Scarborough was born in Macon, Georgia, in 1852 to a free railway employee and a slave mother. He inherited his mother's status. Despite prohibitions against educating slaves, he was educated surreptitiously and had mastered the three R's, geography and grammar by the age of 10. He became an apprentice shoemaker and served as the secretary of a prominent black association at an early age due to his level of education.

After the end of the American Civil War, he was able to complete his education at Lewis High School in Macon before attending Atlanta University for a couple of years. Scarborough completed his degree at Oberlin College graduating in 1875. He then returned to Lewis High School as a teacher in classical languages where he met his future wife Sarah Bierce who was the Principal. Arsonists torched the Lewis High School in 1876 and the local fire brigade let it burn to the ground.
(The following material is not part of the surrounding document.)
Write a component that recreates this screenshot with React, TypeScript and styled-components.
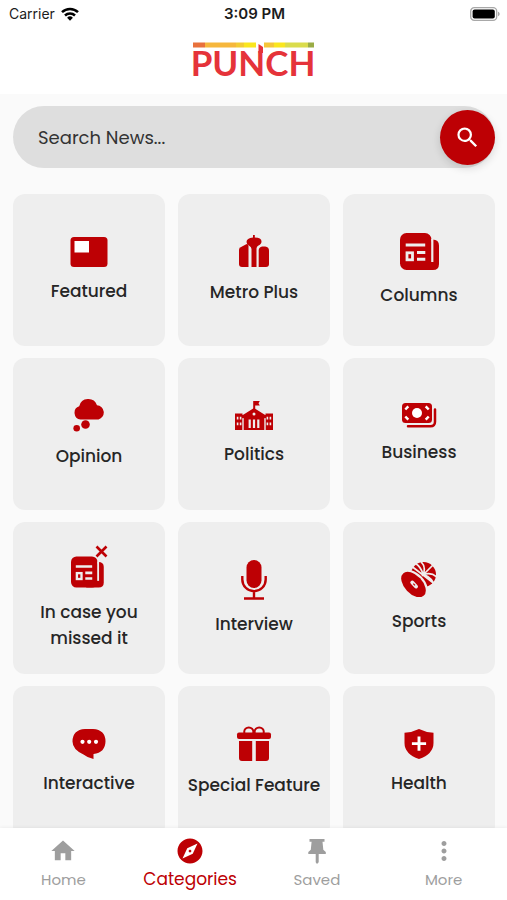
import React from "react";
import styled, { createGlobalStyle } from "styled-components";
import { MdExplore, MdMoreVert, MdSearch } from "react-icons/md";

const RED = "#bd0004";
const CARD = "#eeeeee";

const GlobalStyle = createGlobalStyle`
  *, *::before, *::after { box-sizing: border-box; }
  body { margin: 0; background: #fafafa; font-family: Poppins, Inter, sans-serif; }
  button, input { font: inherit; }
`;

const Screen = styled.div`
  display: flex;
  flex-direction: column;
  height: 100vh;
  background: #fafafa;
  color: #262626;
`;

const TopBar = styled.header`
  flex: none;
  background: #ffffff;
  padding-bottom: 8px;
`;

const StatusBar = styled.div`
  display: grid;
  grid-template-columns: 1fr auto 1fr;
  align-items: center;
  height: 28px;
  padding: 0 7px 0 9px;
  font-family: Inter, sans-serif;
  font-size: 14px;
  line-height: 20px;
  color: #1c1c1c;
`;

const Carrier = styled.span`
  display: flex;
  align-items: center;
  gap: 6px;
`;

const Clock = styled.time`
  font-weight: 600;
  font-size: 15px;
`;

const Battery = styled.span`
  display: flex;
  justify-content: flex-end;
`;

const Brand = styled.h1`
  display: flex;
  justify-content: center;
  margin: 12px 0 0;
`;

const Content = styled.main`
  flex: 1;
  min-height: 0;
  overflow-y: auto;
  scrollbar-width: none;
  padding: 12px 12px 12px 13px;
`;

const SearchForm = styled.form`
  display: flex;
  align-items: center;
  height: 62px;
  margin-bottom: 26px;
  border-radius: 31px;
  background: #dedede;
`;

const SearchInput = styled.input`
  flex: 1;
  min-width: 0;
  height: 100%;
  padding: 0 16px 0 25px;
  border: 0;
  outline: 0;
  background: transparent;
  font-size: 18px;
  color: #333333;
  &::placeholder {
    color: #333333;
    opacity: 1;
  }
`;

const SearchButton = styled.button`
  display: grid;
  place-items: center;
  flex: none;
  width: 55px;
  height: 55px;
  padding: 0;
  border: 0;
  border-radius: 50%;
  background: ${RED};
  color: #ffffff;
  box-shadow: 0 3px 8px rgba(0, 0, 0, 0.14);
  cursor: pointer;
`;

const CategoryGrid = styled.div`
  display: grid;
  grid-template-columns: repeat(3, minmax(0, 1fr));
  gap: 12px 13px;
`;

const CategoryCard = styled.a`
  display: flex;
  flex-direction: column;
  align-items: center;
  justify-content: center;
  gap: 11px;
  aspect-ratio: 1;
  border-radius: 12px;
  background: ${CARD};
  color: inherit;
  text-decoration: none;
  svg {
    display: block;
    flex: none;
  }
`;

const CategoryLabel = styled.span`
  max-width: 136px;
  font-size: 17px;
  font-weight: 500;
  line-height: 26px;
  text-align: center;
`;

const TabBar = styled.nav`
  flex: none;
  display: grid;
  grid-template-columns: repeat(4, 1fr);
  height: 72px;
  background: #ffffff;
  box-shadow: 0 -1px 3px rgba(0, 0, 0, 0.05);
`;

const Tab = styled.a<{ $active?: boolean }>`
  display: flex;
  flex-direction: column;
  align-items: center;
  padding-top: 8px;
  color: ${(p) => (p.$active ? RED : "#9e9e9e")};
  font-size: ${(p) => (p.$active ? 17 : 15)}px;
  line-height: ${(p) => (p.$active ? 26 : 28)}px;
  text-decoration: none;
`;

const TabIcon = styled.span`
  display: grid;
  place-items: center;
  height: 30px;
  svg {
    display: block;
  }
`;

type IconProps = { w: number; h: number; children: React.ReactNode };

const Icon = ({ w, h, children }: IconProps) => (
  <svg width={w} height={h} viewBox={`0 0 ${w} ${h}`} fill={RED} aria-hidden="true">
    {children}
  </svg>
);

const WifiIcon = () => (
  <svg width="18" height="14" viewBox="0 0 18 14" fill="none" stroke="#000" strokeWidth="2.5" aria-hidden="true">
    <path d="M1 5.2a11.5 11.5 0 0 1 16 0" />
    <path d="M4 8.5a7.2 7.2 0 0 1 10 0" />
    <path d="M6.1 10.7a4.2 4.2 0 0 1 5.8 0L9 13.8z" fill="#000" stroke="none" />
  </svg>
);

const BatteryIcon = () => (
  <svg width="30" height="14" viewBox="0 0 30 14" aria-hidden="true">
    <rect x=".7" y=".7" width="26" height="12.6" rx="3.6" fill="#fff" stroke="#a8a8a8" strokeWidth="1.3" />
    <rect x="2.6" y="2.5" width="22.2" height="9" rx="2" fill="#000" />
    <path d="M28 4.8c2.2.7 2.2 3.7 0 4.4z" fill="#a8a8a8" />
  </svg>
);

const PunchLogo = () => (
  <svg width="140" height="46" viewBox="-8 0 140 46" role="img" aria-label="Punch">
    <rect x="1" y="2.500" width="12" height="5" fill="#e8713c" />
    <rect x="13" y="2.500" width="31" height="5" fill="#f6b73c" />
    <rect x="44" y="2.500" width="8" height="5" fill="#f3cb35" />
    <rect x="52" y="2.500" width="12" height="5" fill="#fae61e" />
    <rect x="72" y="2.500" width="10" height="5" fill="#f5c63a" />
    <rect x="82" y="2.500" width="11" height="5" fill="#fae61e" />
    <rect x="93" y="2.500" width="23" height="5" fill="#dadc4c" />
    <rect x="116" y="2.500" width="6" height="5" fill="#9aac45" />
    <path d="M66.500 4l4.500 3v6h-4.500z" fill="#e5333a" />
    <text x="61" y="36" textAnchor="middle" fontFamily="Lato, sans-serif" fontWeight="700" fontSize="35" fill="#e5333a">
      PUNCH
    </text>
  </svg>
);

const FeaturedIcon = () => (
  <Icon w={38} h={30}>
    <rect x=".5" width="37" height="30" rx="3.500" />
    <rect x="4.500" y="4" width="14.500" height="11.500" fill="#fff" />
  </Icon>
);

const MetroIcon = () => (
  <Icon w={32} h={33}>
    <path d="M1 15q0-1.500 1.200-2.400l6-3.300q2-.8 2.300 1.500V32H4q-3 0-3-3z" />
    <path d="M15 0h1.800v2.500q6.700.2 6.700 3.700 0 3-3 4.300-2 .8-2 3V32h-5V14q-.2-2-2-3-3-1.500-3-4Q8.500 3 15 2.500z" />
    <path d="M20.700 15q.2-3 3.500-3.500h3q3.800.5 3.800 4V29q0 3-3 3h-7.300z" />
  </Icon>
);

const Newspaper = () => (
  <>
    <path d="M32.500 6.500q6.500 0 6.500 6V31q0 6-6 6H18z" />
    <rect width="31.500" height="37" rx="6.500" />
    <path d="M32.300 6v23" stroke={CARD} strokeWidth="2.200" />
    <path d="M5.700 12h19.500M17 19.500h8.300M17 26.300h8.300" stroke={CARD} strokeWidth="3" />
    <rect x="7" y="19.800" width="5.500" height="7" fill="none" stroke={CARD} strokeWidth="2.800" />
  </>
);

const ColumnsIcon = () => (
  <Icon w={39} h={38}>
    <Newspaper />
  </Icon>
);

const MissedIcon = () => (
  <Icon w={38} h={43}>
    <g transform="translate(1 11.500) scale(.84)">
      <Newspaper />
    </g>
    <path d="M26.500 1.500l10 10M36.500 1.500l-10 10" fill="none" stroke={RED} strokeWidth="2.600" />
  </Icon>
);

const OpinionIcon = () => (
  <Icon w={32} h={33}>
    <path d="M7.500 20.500A6.800 6.800 0 0 1 6.200 7.300 9.300 9.300 0 0 1 24 6.200a7.300 7.300 0 0 1 1.500 14.300z" />
    <circle cx="12.500" cy="25.500" r="4.300" />
    <circle cx="3.700" cy="29.300" r="3.300" />
  </Icon>
);

const PoliticsIcon = () => (
  <Icon w={38} h={29}>
    <path d="M18.200 0h6.600l-1.300 2.200 1.300 2.200h-4.600V9h-2z" />
    <path d="M19 7l12 7.500V17H7v-2.500zM0 12.500h7.500V29H0zM30.500 12.500H38V29h-7.500z" />
    <path d="M8.500 17h21v12h-21z" />
    <circle cx="19" cy="13" r="1.500" fill={CARD} />
    <path d="M14.700 18.500V27M19 18.500V27M23.300 18.500V27" stroke={CARD} strokeWidth="2.200" />
    <path d="M1.800 15.800h1.600v2.800H1.800zM4.800 15.800h1.600v2.800H4.800zM1.800 21.500h1.600v2.800H1.800zM4.800 21.500h1.600v2.800H4.800zM31.600 15.800h1.600v2.800h-1.600zM34.600 15.800h1.600v2.800h-1.600zM31.600 21.500h1.600v2.800h-1.600zM34.600 21.500h1.600v2.800h-1.600z" fill={CARD} />
    <path d="M8 17.500V29M30 17.500V29" stroke={CARD} strokeWidth=".8" />
  </Icon>
);

const BusinessIcon = () => (
  <Icon w={35} h={25}>
    <rect width="30" height="20" rx="3.500" />
    <circle cx="15" cy="10" r="5" fill="#fff" />
    <path d="M3.300 6.500l3-3.200M26.700 6.500l-3-3.200M3.300 13.500l3 3.200M26.700 13.500l-3 3.200" stroke="#fff" strokeWidth="2.500" />
    <path d="M33 6.500v12.300q0 4.500-4.500 4.500H6" fill="none" stroke={RED} strokeWidth="2.500" strokeLinecap="round" />
  </Icon>
);

const InterviewIcon = () => (
  <Icon w={26} h={40}>
    <rect x="5.500" width="15" height="28" rx="7.500" />
    <path d="M1.300 16v3.500a11.700 11.700 0 0 0 23.400 0V16M13 31v6.500M3 38.500h20" fill="none" stroke={RED} strokeWidth="2.400" />
  </Icon>
);

const SportsIcon = () => (
  <Icon w={36} h={35}>
    <circle cx="22.500" cy="12.500" r="12.500" />
    <path d="M9 3l26 20M21 14L34 1M20 0q5 4 2.500 12M36 15q-6-5-13-2.500M14 1q6 4 8 11M23 12.500q9 4 10 11" fill="none" stroke={CARD} strokeWidth="1.700" />
    <ellipse cx="13" cy="22" rx="17" ry="10.500" transform="rotate(47 13 22)" fill={CARD} />
    <ellipse cx="12.500" cy="22.500" rx="15.200" ry="9" transform="rotate(47 12.500 22.500)" />
    <path d="M11.300 20.500l3.700 4" stroke={CARD} strokeWidth="4" strokeLinecap="round" />
    <path d="M12.300 21.600l1.700 1.800" stroke={RED} strokeWidth="1.200" />
  </Icon>
);

const InteractiveIcon = () => (
  <Icon w={34} h={30}>
    <path d="M13 0h8q12.500.8 12.500 12.500-.3 11-12 12.500v5q-6-1.200-10-4.500Q.5 20.500.5 12.500.5.800 13 0z" />
    <circle cx="10.500" cy="12.800" r="2.100" fill="#fff" />
    <circle cx="17.200" cy="12.800" r="2.100" fill="#fff" />
    <circle cx="24" cy="12.800" r="2.100" fill="#fff" />
  </Icon>
);

const GiftIcon = () => (
  <Icon w={36} h={35}>
    <circle cx="12.800" cy="6" r="4.600" fill="none" stroke={RED} strokeWidth="2" />
    <circle cx="23.200" cy="6" r="4.600" fill="none" stroke={RED} strokeWidth="2" />
    <rect x="1" y="6.500" width="34" height="6.500" rx="2" />
    <path d="M3 15h13.200v20H6q-3 0-3-3zM19.800 15H33v17q0 3-3 3H19.800z" />
  </Icon>
);

const HealthIcon = () => (
  <Icon w={30} h={30}>
    <path d="M15 0q7 3.500 14.500 3.700V14q0 11-14.500 16Q.5 25 .5 14V3.700Q8 3.500 15 0z" />
    <path d="M15 7.500v14.200M7.900 14.600h14.200" stroke="#fff" strokeWidth="2.900" />
  </Icon>
);

const HomeIcon = () => (
  <svg width="28" height="28" viewBox="0 0 24 24" fill="currentColor" aria-hidden="true">
    <path d="M10 20v-6h4v6h5v-8h3L12 3 2 12h3v8z" />
  </svg>
);

const PinIcon = () => (
  <svg width="28" height="28" viewBox="0 0 28 28" fill="currentColor" aria-hidden="true">
    <path d="M6.500 2h15v2.700h-2l.8 8.100 2.500 2.200v2h-7.100v8.200L14 27l-1.300-1.800V17H5.300v-2l2.500-2.200.8-8.100H6.500z" />
  </svg>
);

const categories = [
  { label: "Featured", Glyph: FeaturedIcon },
  { label: "Metro Plus", Glyph: MetroIcon },
  { label: "Columns", Glyph: ColumnsIcon },
  { label: "Opinion", Glyph: OpinionIcon },
  { label: "Politics", Glyph: PoliticsIcon },
  { label: "Business", Glyph: BusinessIcon },
  { label: "In case you missed it", Glyph: MissedIcon },
  { label: "Interview", Glyph: InterviewIcon },
  { label: "Sports", Glyph: SportsIcon },
  { label: "Interactive", Glyph: InteractiveIcon },
  { label: "Special Feature", Glyph: GiftIcon },
  { label: "Health", Glyph: HealthIcon },
];

const tabs = [
  { label: "Home", glyph: <HomeIcon />, active: false },
  { label: "Categories", glyph: <MdExplore size={30} />, active: true },
  { label: "Saved", glyph: <PinIcon />, active: false },
  { label: "More", glyph: <MdMoreVert size={30} />, active: false },
];

export default function App() {
  return (
    <>
      <GlobalStyle />
      <Screen>
        <TopBar>
          <StatusBar>
            <Carrier>
              Carrier <WifiIcon />
            </Carrier>
            <Clock>3:09 PM</Clock>
            <Battery>
              <BatteryIcon />
            </Battery>
          </StatusBar>
          <Brand>
            <PunchLogo />
          </Brand>
        </TopBar>
        <Content>
          <SearchForm role="search" onSubmit={(e) => e.preventDefault()}>
            <SearchInput type="text" aria-label="Search News" placeholder="Search News..." />
            <SearchButton type="submit" aria-label="Search">
              <MdSearch size={27} />
            </SearchButton>
          </SearchForm>
          <CategoryGrid>
            {categories.map(({ label, Glyph }) => (
              <CategoryCard key={label} href="#">
                <Glyph />
                <CategoryLabel>{label}</CategoryLabel>
              </CategoryCard>
            ))}
          </CategoryGrid>
        </Content>
        <TabBar aria-label="Main">
          {tabs.map(({ label, glyph, active }) => (
            <Tab key={label} href="#" $active={active} aria-current={active ? "page" : undefined}>
              <TabIcon>{glyph}</TabIcon>
              {label}
            </Tab>
          ))}
        </TabBar>
      </Screen>
    </>
  );
}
Scarborough briefly became the Principal of the Payne Institute in Cokesburg, South Carolina but found the racial environment in South Carolina even less hospitable than Georgia. He then returned to Oberlin to complete a Masters Degree.

Wilberforce University

Scarborough became a professor in the classical department at Wilberforce University in Wilberforce, Ohio in 1877. He married Bierce who had previously been a white divorcee and missionary in 1881 and she also became a teacher at Wilberforce. Professor Scarborough also published a popular Classical Greek textbook First Lessons in Greek in 1881 and became the first Postmaster in Wilberforce the same year. A second book, Birds of Aristophanes followed in 1886.

Scarborough was one of the first African American members to join prestigious academic associations being the first member of the Modern Language Association and the third member of the American Philological Association. The Modern Language Association has named a first-book prize in his honor.

Despite his prominence as a scholar, Scarborough suffered the effects of discrimination throughout his career. In 1909 when he had just become the President of Wilberforce, he was barred from attending an American Philological Association meeting in Baltimore, Maryland because the hotel refused to serve dinner if he was present and was threatening to sue for breach of contract if the Association cancelled the Conference. The paper that he was due to read at the conference was read by someone else. However, in 1892, Scarborough gave a lecture on Plato at the University of Virginia with pictures of Jefferson Davis and other confederate leaders on the walls and no other African Americans allowed into the room except as servants.

In 1908, Scarborough was appointed as President of Wilberforce University serving in that position until 1920. Wilberforce University was the African American college and Scarborough was considered one of the leading African American scholars. As such, he published a number of papers on Negro education as well as his works on classical languages.

Final Years

In 1921, President Harding appointed Scarborough to a position in the United States Department of Agriculture which he occupied until his death. He was working on an autobiography which wasn't published during his lifetime. However, Michele Ronnick, full Professor in the Classics Department of Wayne State University found a copy of the manuscript in the archives of the Ohio Historical Society. Ronnick edited The Autobiography of William Sanders Scarborough: An American Journey From Slavery to Scholarship which was published in 2005 by Wayne State University Press with a foreword by Henry Louis Gates.